[TASK INSTRUCTIONS] Tally the lines below that contain "index". The number is the whole answer.

[AVAILABLE DATA]
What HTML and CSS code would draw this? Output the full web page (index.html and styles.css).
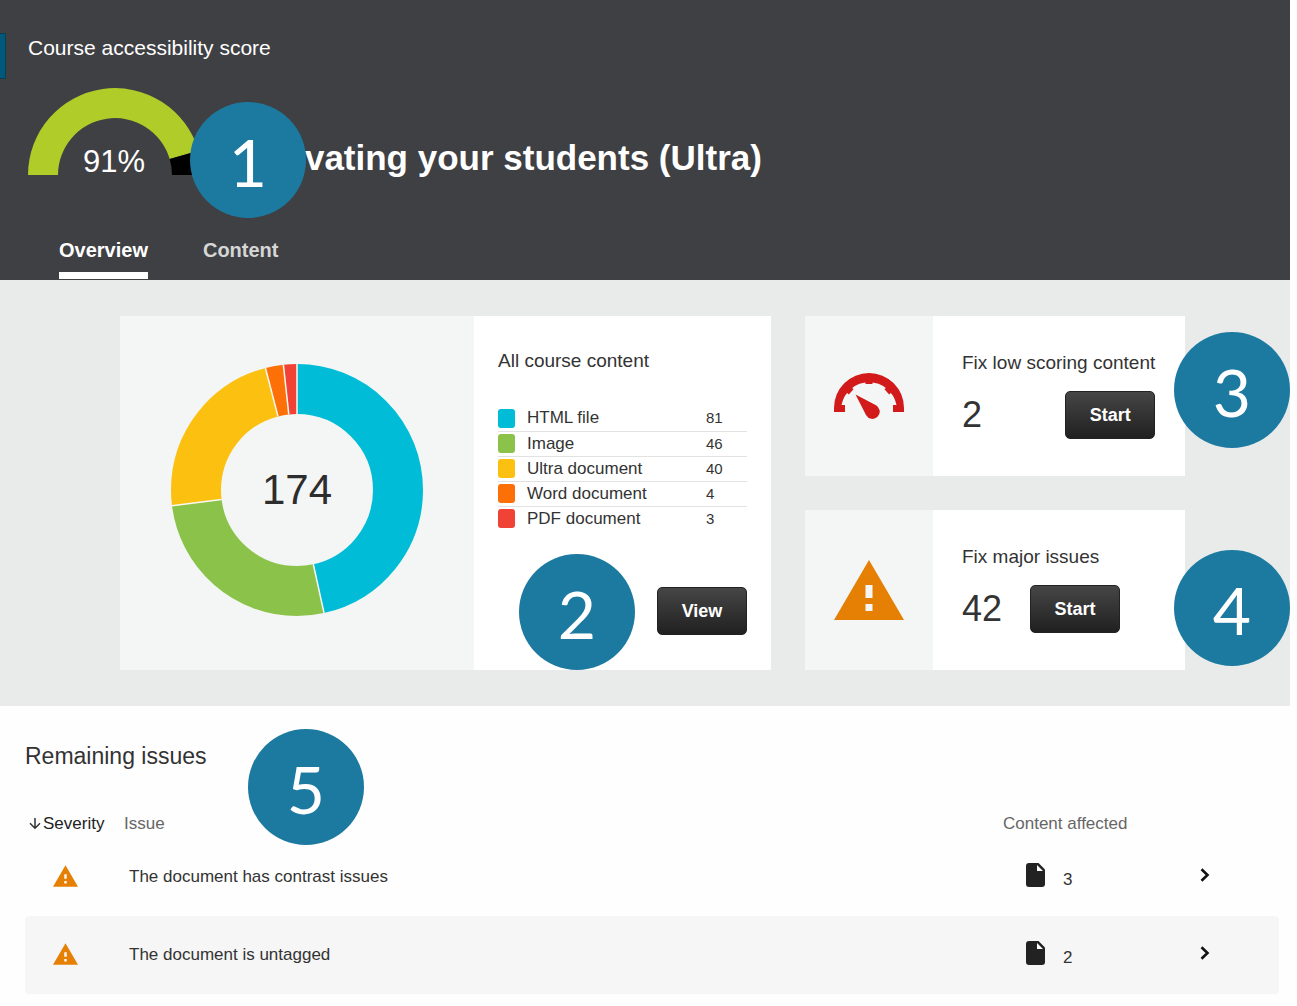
FILE: index.html
```html
<!DOCTYPE html>
<html lang="en">
<head>
<meta charset="utf-8">
<meta name="viewport" content="width=device-width, initial-scale=1">
<title>Course accessibility report</title>
<link rel="stylesheet" href="styles.css">
</head>
<body>
<svg class="sprite" width="0" height="0" aria-hidden="true">
  <symbol id="icon-warning" viewBox="0 0 70 60">
    <path fill="#e58004" d="M35 0 70 60H0z"/>
    <path fill="#f6f6f6" d="M31.500 25h7v13h-7zM31.500 44h7v7h-7z"/>
  </symbol>
  <symbol id="icon-file" viewBox="0 0 19 24">
    <path fill="#222" d="M3 0h9.500L19 6.500V21a3 3 0 0 1-3 3H3a3 3 0 0 1-3-3V3a3 3 0 0 1 3-3z"/>
    <path fill="#fff" d="M11 2v6h6z"/>
  </symbol>
  <symbol id="icon-chevron" viewBox="0 0 10 14">
    <path fill="none" stroke="#111" stroke-width="2.600" d="M1.500 1.200 7.500 7l-6 5.800"/>
  </symbol>
</svg>
<div class="page">
  <header class="header">
    <span class="edge-tab"></span>
    <p class="score-label">Course accessibility score</p>
    <div class="course">
      <svg class="score" width="174" height="87" viewBox="0 0 174 87" role="img" aria-label="91%">
        <path fill="#b0cc28" d="M0 87A87 87 0 0 1 170.500 62.700L141.700 71.100A57 57 0 0 0 30 87z"/>
        <path fill="#000" d="M170.500 62.700A87 87 0 0 1 174 87H144A57 57 0 0 0 141.700 71.100z"/>
        <text class="score-value" x="86" y="84" text-anchor="middle">91%</text>
      </svg>
      <h1 class="course-title">Motivating your students (Ultra)</h1>
    </div>
    <nav class="tabs">
      <a class="tab tab-active" href="#overview">Overview</a>
      <a class="tab" href="#content">Content</a>
    </nav>
    <span class="badge badge-score">1</span>
  </header>

  <main>
    <section class="overview" id="overview">
      <article class="card content-card">
        <div class="donut-pane">
          <svg width="252" height="252" viewBox="0 0 252 252" role="img" aria-label="174">
            <g fill="none" stroke-width="50" transform="rotate(-90 126 126)">
              <circle cx="126" cy="126" r="101" pathLength="174" stroke="#00bcd6" stroke-dasharray="81 93"/>
              <circle cx="126" cy="126" r="101" pathLength="174" stroke="#8bc34a" stroke-dasharray="46 128" stroke-dashoffset="-81"/>
              <circle cx="126" cy="126" r="101" pathLength="174" stroke="#fcc010" stroke-dasharray="40 134" stroke-dashoffset="-127"/>
              <circle cx="126" cy="126" r="101" pathLength="174" stroke="#fd7008" stroke-dasharray="4 170" stroke-dashoffset="-167"/>
              <circle cx="126" cy="126" r="101" pathLength="174" stroke="#f04336" stroke-dasharray="3 171" stroke-dashoffset="-171"/>
            </g>
            <g stroke="#f8f8f2" stroke-width="1.500">
              <path d="M126 0v50"/>
              <path d="M126 0v50" transform="rotate(167.600 126 126)"/>
              <path d="M126 0v50" transform="rotate(262.800 126 126)"/>
              <path d="M126 0v50" transform="rotate(345.500 126 126)"/>
              <path d="M126 0v50" transform="rotate(353.800 126 126)"/>
            </g>
            <text class="donut-total" x="126" y="140" text-anchor="middle">174</text>
          </svg>
        </div>
        <div class="legend-pane">
          <h2 class="card-title">All course content</h2>
          <table class="legend">
            <tbody>
              <tr><td class="legend-key"><span class="swatch swatch-html"></span></td><th scope="row">HTML file</th><td class="legend-count">81</td></tr>
              <tr><td class="legend-key"><span class="swatch swatch-image"></span></td><th scope="row">Image</th><td class="legend-count">46</td></tr>
              <tr><td class="legend-key"><span class="swatch swatch-ultra"></span></td><th scope="row">Ultra document</th><td class="legend-count">40</td></tr>
              <tr><td class="legend-key"><span class="swatch swatch-word"></span></td><th scope="row">Word document</th><td class="legend-count">4</td></tr>
              <tr><td class="legend-key"><span class="swatch swatch-pdf"></span></td><th scope="row">PDF document</th><td class="legend-count">3</td></tr>
            </tbody>
          </table>
          <button class="button view-button" type="button">View</button>
          <span class="badge badge-view">2</span>
        </div>
      </article>

      <div class="fixes">
        <article class="card fix-card">
          <div class="fix-icon">
            <svg width="70" height="46" viewBox="0 0 70 46" fill="#d21a1a" aria-hidden="true">
              <path d="M0 39V35A35 35 0 0 1 70 35V39H59V32H62.500A28 28 0 0 0 7.500 32H11V39z"/>
              <path d="M31.500 5h7v6h-7z"/>
              <path d="M31.500 5h7v6h-7z" transform="rotate(-48 35 35)"/>
              <path d="M31.500 5h7v6h-7z" transform="rotate(48 35 35)"/>
              <path d="M21.500 21.500 42 32.200A7.300 7.300 0 1 1 32 42z"/>
            </svg>
          </div>
          <div class="fix-body">
            <div class="fix-content">
              <h2 class="card-title">Fix low scoring content</h2>
              <div class="fix-action"><span class="fix-count">2</span><button class="button" type="button">Start</button></div>
            </div>
          </div>
          <span class="badge badge-fix">3</span>
        </article>
        <article class="card fix-card">
          <div class="fix-icon">
            <svg width="70" height="60" aria-hidden="true"><use href="#icon-warning"/></svg>
          </div>
          <div class="fix-body">
            <div class="fix-content">
              <h2 class="card-title">Fix major issues</h2>
              <div class="fix-action"><span class="fix-count">42</span><button class="button" type="button">Start</button></div>
            </div>
          </div>
          <span class="badge badge-fix badge-major">4</span>
        </article>
      </div>
    </section>

    <section class="remaining">
      <h2 class="remaining-title">Remaining issues</h2>
      <span class="badge badge-remaining">5</span>
      <table class="issues">
        <colgroup><col class="col-severity"><col><col class="col-affected"><col class="col-open"></colgroup>
        <thead>
          <tr>
            <th scope="col"><button class="sort" type="button"><svg width="12" height="14" viewBox="0 0 12 14" aria-hidden="true"><path fill="none" stroke="#333" stroke-width="1.500" d="M6 1v10M1 6.300l5 4.900 5-4.900"/></svg>Severity</button></th>
            <th scope="col">Issue</th>
            <th scope="col">Content affected</th>
            <td></td>
          </tr>
        </thead>
        <tbody>
          <tr>
            <td class="severity"><svg width="25" height="22" role="img" aria-label="Major"><use href="#icon-warning"/></svg></td>
            <td class="issue">The document has contrast issues</td>
            <td><div class="affected"><svg width="19" height="24" aria-hidden="true"><use href="#icon-file"/></svg><span class="affected-count">3</span></div></td>
            <td><a class="open" href="#contrast" aria-label="Open contrast issues"><svg width="10" height="14" aria-hidden="true"><use href="#icon-chevron"/></svg></a></td>
          </tr>
          <tr>
            <td class="severity"><svg width="25" height="22" role="img" aria-label="Major"><use href="#icon-warning"/></svg></td>
            <td class="issue">The document is untagged</td>
            <td><div class="affected"><svg width="19" height="24" aria-hidden="true"><use href="#icon-file"/></svg><span class="affected-count">2</span></div></td>
            <td><a class="open" href="#untagged" aria-label="Open untagged documents"><svg width="10" height="14" aria-hidden="true"><use href="#icon-chevron"/></svg></a></td>
          </tr>
        </tbody>
      </table>
    </section>
  </main>
</div>
</body>
</html>
```
FILE: styles.css
```css
* {
  box-sizing: border-box;
}

body {
  margin: 0;
  background: #fefefe;
  color: #333;
  font-family: "Liberation Sans", Arial, sans-serif;
  font-size: 17px;
}

h1,
h2,
p {
  margin: 0;
  font-weight: normal;
}

svg {
  display: block;
  flex: none;
}

table {
  border-collapse: collapse;
}

th {
  font-weight: normal;
  text-align: left;
}

th,
td {
  padding: 0;
}

.sprite {
  position: absolute;
}

.page {
  margin-right: 7px;
}

/* Numbered markers */
.badge {
  position: absolute;
  z-index: 1;
  width: 116px;
  height: 116px;
  border-radius: 50%;
  background: #1c79a0;
  color: #fff;
  font-family: Lato, sans-serif;
  font-size: 66px;
  line-height: 120px;
  text-align: center;
}

.badge-score {
  top: 102px;
  left: 190px;
}

.badge-view {
  bottom: 0;
  left: 45px;
}

.badge-fix {
  top: 16px;
  right: -105px;
}

.badge-major {
  top: 40px;
}

.badge-remaining {
  top: 23px;
  left: 248px;
}

/* Header */
.header {
  position: relative;
  padding: 36px 28px 1px;
  background: #3f4044;
  color: #fff;
}

.edge-tab {
  position: absolute;
  top: 33px;
  left: 0;
  width: 6px;
  height: 46px;
  border: 1px solid #063f56;
  border-left: 0;
  background: #00587a;
}

.score-label {
  margin-bottom: 28px;
  font-size: 21px;
  line-height: 24px;
}

.course {
  display: flex;
  align-items: flex-end;
  gap: 31px;
}

.score {
  overflow: visible;
}

.score-value {
  fill: #fff;
  font-size: 31px;
}

.course-title {
  font-size: 35px;
  font-weight: bold;
  line-height: 34px;
}

.tabs {
  display: flex;
  gap: 55px;
  margin: 63px 0 0 31px;
}

.tab {
  padding-bottom: 10px;
  border-bottom: 7px solid transparent;
  color: #d6d6d6;
  font-size: 20px;
  font-weight: bold;
  line-height: 24px;
  text-decoration: none;
}

.tab-active {
  border-color: #fff;
  color: #fff;
}

/* Overview cards */
.overview {
  display: grid;
  grid-template-columns: 651fr 380fr;
  gap: 34px;
  padding: 36px 105px 36px 120px;
  background: #e9ebea;
}

.card {
  position: relative;
  display: flex;
  background: #fff;
}

.content-card {
  display: grid;
  grid-template-columns: 354fr 297fr;
}

.card-title {
  font-size: 19px;
  line-height: 24px;
}

.button {
  width: 90px;
  height: 48px;
  padding: 0;
  border: 1px solid #222;
  border-radius: 5px;
  background: linear-gradient(#464646, #202020);
  color: #fff;
  font-family: inherit;
  font-size: 18px;
  font-weight: bold;
}

.donut-pane {
  display: flex;
  justify-content: center;
  padding: 48px 0 54px;
  background: #f4f6f5;
}

.donut-total {
  fill: #2d2d2d;
  font-size: 42px;
}

.legend-pane {
  position: relative;
  display: flex;
  flex-direction: column;
  padding: 33px 24px 35px;
}

.legend {
  width: 100%;
  margin-top: 33px;
}

.legend tr + tr {
  border-top: 1px solid #e2e2e2;
}

.legend th,
.legend td {
  height: 25px;
  line-height: 24px;
}

.legend-key {
  width: 29px;
}

.legend .legend-count {
  width: 41px;
  font-size: 15px;
}

.swatch {
  display: block;
  width: 17px;
  height: 19px;
  border-radius: 3px;
}

.swatch-html {
  background: #00bcd6;
}

.swatch-image {
  background: #8bc34a;
}

.swatch-ultra {
  background: #fcc010;
}

.swatch-word {
  background: #fd7008;
}

.swatch-pdf {
  background: #f04336;
}

.view-button {
  margin-top: auto;
  align-self: flex-end;
}

.fixes {
  display: grid;
  gap: 34px;
}

.fix-icon {
  display: flex;
  flex: none;
  align-items: center;
  justify-content: center;
  width: 128px;
  background: #f4f6f5;
}

.fix-body {
  padding: 35px 29px;
}

.fix-content {
  display: grid;
  gap: 16px;
}

.fix-action {
  display: flex;
  align-items: center;
  justify-content: space-between;
  gap: 28px;
}

.fix-count {
  font-size: 36px;
}

/* Remaining issues */
.remaining {
  position: relative;
  padding: 36px 11px 13px 25px;
}

.remaining-title {
  margin-bottom: 40px;
  font-size: 23px;
  line-height: 28px;
}

.issues {
  width: 100%;
  table-layout: fixed;
}

.issues thead {
  height: 28px;
  color: #666;
}

.issues tbody tr {
  height: 78px;
}

.issues tbody tr:nth-child(even) td {
  background: #f6f6f6;
}

.issues tbody td:first-child {
  border-radius: 4px 0 0 4px;
}

.issues tbody td:last-child {
  border-radius: 0 4px 4px 0;
}

.col-severity {
  width: 99px;
}

.col-affected {
  width: 173px;
}

.col-open {
  width: 103px;
}

.sort {
  display: flex;
  align-items: center;
  gap: 2px;
  padding: 0 0 0 4px;
  border: 0;
  background: none;
  color: #222;
  font: inherit;
}

.issues .severity {
  padding: 0 0 2px 28px;
}

.issue {
  padding-left: 5px;
}

.affected {
  display: flex;
  gap: 18px;
  height: 28px;
  padding-left: 23px;
}

.affected-count {
  align-self: flex-end;
  line-height: 22px;
}

.open {
  display: block;
  width: 10px;
  margin-left: 24px;
  padding-bottom: 4px;
}
```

[RIGHT ANSWER] 3